Note: The superiority of the parametric estimator in the example above is not a one-time accidental result. In a simulation of 100,000 samples of size $n=200,$ the mean of the parametric estimators was 105.77 with a mean squared error of 1.22; the mean of the nonparametric estimators was 105.74 with a MSE of 1.85.

• What does R's quantile do/not do? – mavavilj Nov 7 '17 at 6:58
• For quantile .65, roughly speaking, it sorts the data then picks a number $q$ with not more than 65% of the observations below $q$ and not more than 35% above. Various programs use various methods to deal with ties and with gaps between observations. For details see the help screen in R at ? quantile. See Addendum to my Answer for current context. – BruceET Nov 7 '17 at 7:24

They are just looking at the sample quantiles. If you think about "observations" instead of being a collection of values, instead think of them as a discrete approximation to the true distribution.
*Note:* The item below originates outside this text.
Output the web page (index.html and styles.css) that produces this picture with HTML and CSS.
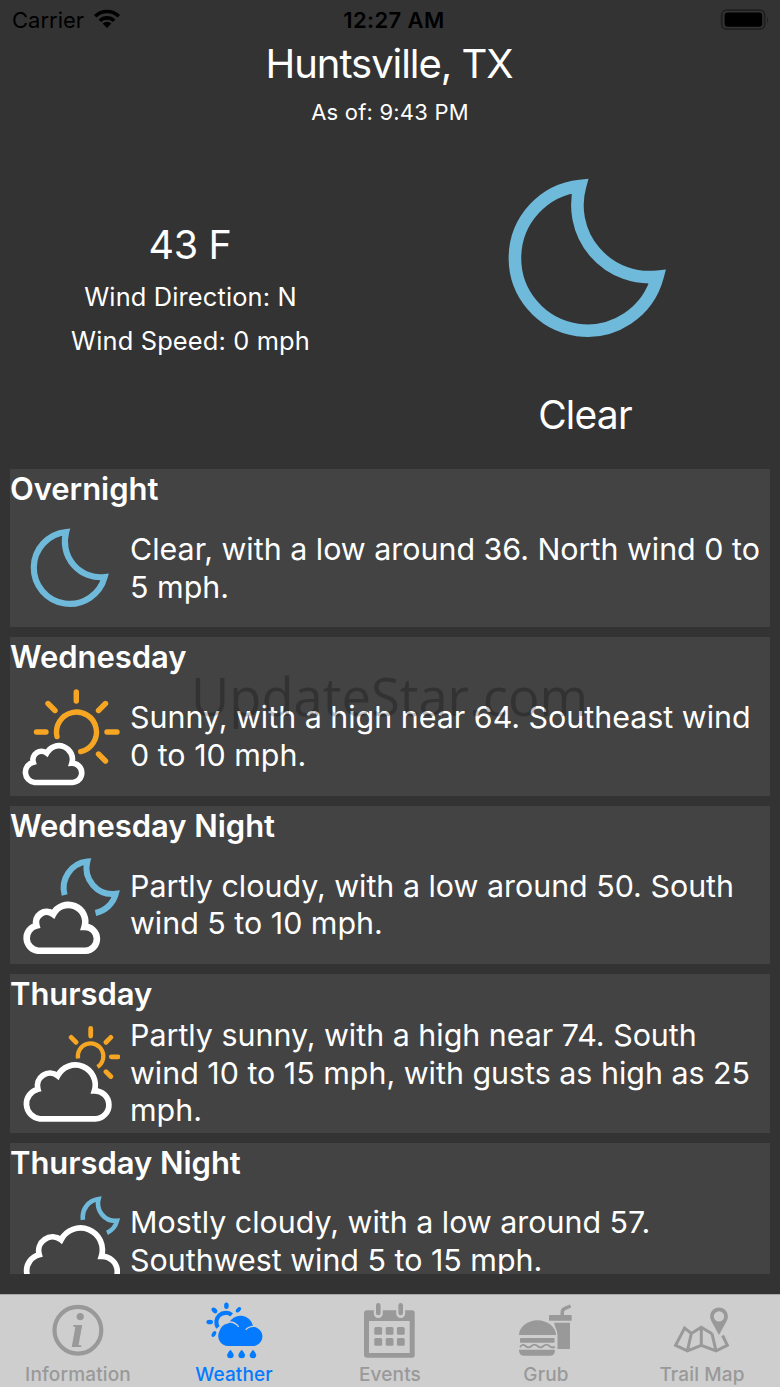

That is, if you have a set of observations $\{x_n\}_{n=1}^N$, you can construct the empirical cdf as a mixture of point masses centered at these locations:

$$\hat{P}[X] = \sum_{n=1}^N \frac 1 N \delta_{x_n}$$

For small $N$ this isn't very effective, and so it's helpful to incorporate some parametric assumptions (like they do in that link), but if you have tons of data $\hat{P}$ can characterize the true distribution very well; it's analogous to Bayesians using Monte Carlo to characterize their posterior instead of explicitly getting an expression for it.

It turns out that the empirical CDF has a bunch of useful properties, like, for example, consistency in moments, consistency in quantiles, etc. If you want to get an approximation to $P[a \leq X \leq b]$, then $\hat{P}[a \leq X \leq b]$ is a very good estimate with large sample sizes.

To specifically estimate quantiles, you just look for points in your support where the proportion of observations on one side or the other matches your goal. For example, say you have 1000 observations and you want to estimate the .25 quantile. Then you would find the first point in your support such that 25% of the sampled values are below that point.